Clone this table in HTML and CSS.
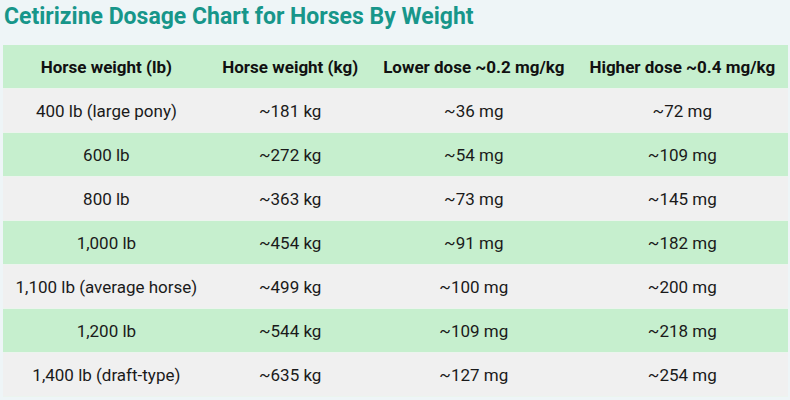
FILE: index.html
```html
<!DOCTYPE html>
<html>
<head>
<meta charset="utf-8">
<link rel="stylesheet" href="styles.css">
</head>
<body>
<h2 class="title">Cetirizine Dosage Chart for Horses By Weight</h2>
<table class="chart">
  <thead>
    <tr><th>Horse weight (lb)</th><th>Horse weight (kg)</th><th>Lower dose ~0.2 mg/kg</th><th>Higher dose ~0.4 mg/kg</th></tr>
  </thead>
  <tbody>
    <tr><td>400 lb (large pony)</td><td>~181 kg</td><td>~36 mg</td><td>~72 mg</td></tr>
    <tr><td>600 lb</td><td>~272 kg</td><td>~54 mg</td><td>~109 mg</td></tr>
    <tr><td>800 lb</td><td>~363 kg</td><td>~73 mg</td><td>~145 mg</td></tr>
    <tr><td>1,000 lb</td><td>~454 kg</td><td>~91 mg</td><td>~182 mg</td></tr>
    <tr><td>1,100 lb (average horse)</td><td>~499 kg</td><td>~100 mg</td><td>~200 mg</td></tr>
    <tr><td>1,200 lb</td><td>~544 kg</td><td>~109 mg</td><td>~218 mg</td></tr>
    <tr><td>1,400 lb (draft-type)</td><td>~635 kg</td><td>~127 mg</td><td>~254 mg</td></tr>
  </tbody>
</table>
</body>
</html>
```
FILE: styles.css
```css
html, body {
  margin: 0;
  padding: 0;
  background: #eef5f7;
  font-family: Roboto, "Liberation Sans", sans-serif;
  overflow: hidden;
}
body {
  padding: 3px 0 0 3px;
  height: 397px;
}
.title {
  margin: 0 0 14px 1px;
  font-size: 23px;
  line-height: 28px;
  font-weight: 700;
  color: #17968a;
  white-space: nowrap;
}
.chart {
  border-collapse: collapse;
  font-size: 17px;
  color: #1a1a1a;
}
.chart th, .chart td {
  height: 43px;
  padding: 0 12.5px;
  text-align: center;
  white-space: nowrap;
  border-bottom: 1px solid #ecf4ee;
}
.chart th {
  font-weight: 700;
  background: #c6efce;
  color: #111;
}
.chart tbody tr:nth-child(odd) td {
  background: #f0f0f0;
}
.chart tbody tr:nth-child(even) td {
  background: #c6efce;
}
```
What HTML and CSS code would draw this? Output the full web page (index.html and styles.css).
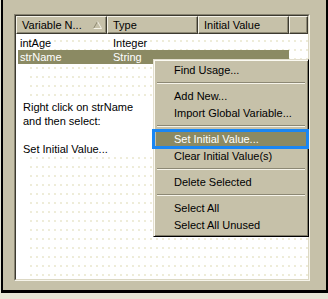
────
What the exercise asks. Take the records above and transcribe them exactly, dropping every picture.

Task response.
Clone this table in HTML and CSS.
FILE: index.html
```html
<!DOCTYPE html>
<html>
<head>
<meta charset="utf-8">
<link rel="stylesheet" href="styles.css">
</head>
<body>
<h2 class="title">Cetirizine Dosage Chart for Horses By Weight</h2>
<table class="chart">
  <thead>
    <tr><th>Horse weight (lb)</th><th>Horse weight (kg)</th><th>Lower dose ~0.2 mg/kg</th><th>Higher dose ~0.4 mg/kg</th></tr>
  </thead>
  <tbody>
    <tr><td>400 lb (large pony)</td><td>~181 kg</td><td>~36 mg</td><td>~72 mg</td></tr>
    <tr><td>600 lb</td><td>~272 kg</td><td>~54 mg</td><td>~109 mg</td></tr>
    <tr><td>800 lb</td><td>~363 kg</td><td>~73 mg</td><td>~145 mg</td></tr>
    <tr><td>1,000 lb</td><td>~454 kg</td><td>~91 mg</td><td>~182 mg</td></tr>
    <tr><td>1,100 lb (average horse)</td><td>~499 kg</td><td>~100 mg</td><td>~200 mg</td></tr>
    <tr><td>1,200 lb</td><td>~544 kg</td><td>~109 mg</td><td>~218 mg</td></tr>
    <tr><td>1,400 lb (draft-type)</td><td>~635 kg</td><td>~127 mg</td><td>~254 mg</td></tr>
  </tbody>
</table>
</body>
</html>
```
FILE: styles.css
```css
html, body {
  margin: 0;
  padding: 0;
  background: #eef5f7;
  font-family: Roboto, "Liberation Sans", sans-serif;
  overflow: hidden;
}
body {
  padding: 3px 0 0 3px;
  height: 397px;
}
.title {
  margin: 0 0 14px 1px;
  font-size: 23px;
  line-height: 28px;
  font-weight: 700;
  color: #17968a;
  white-space: nowrap;
}
.chart {
  border-collapse: collapse;
  font-size: 17px;
  color: #1a1a1a;
}
.chart th, .chart td {
  height: 43px;
  padding: 0 12.5px;
  text-align: center;
  white-space: nowrap;
  border-bottom: 1px solid #ecf4ee;
}
.chart th {
  font-weight: 700;
  background: #c6efce;
  color: #111;
}
.chart tbody tr:nth-child(odd) td {
  background: #f0f0f0;
}
.chart tbody tr:nth-child(even) td {
  background: #c6efce;
}
```
What HTML and CSS code would draw this? Output the full web page (index.html and styles.css).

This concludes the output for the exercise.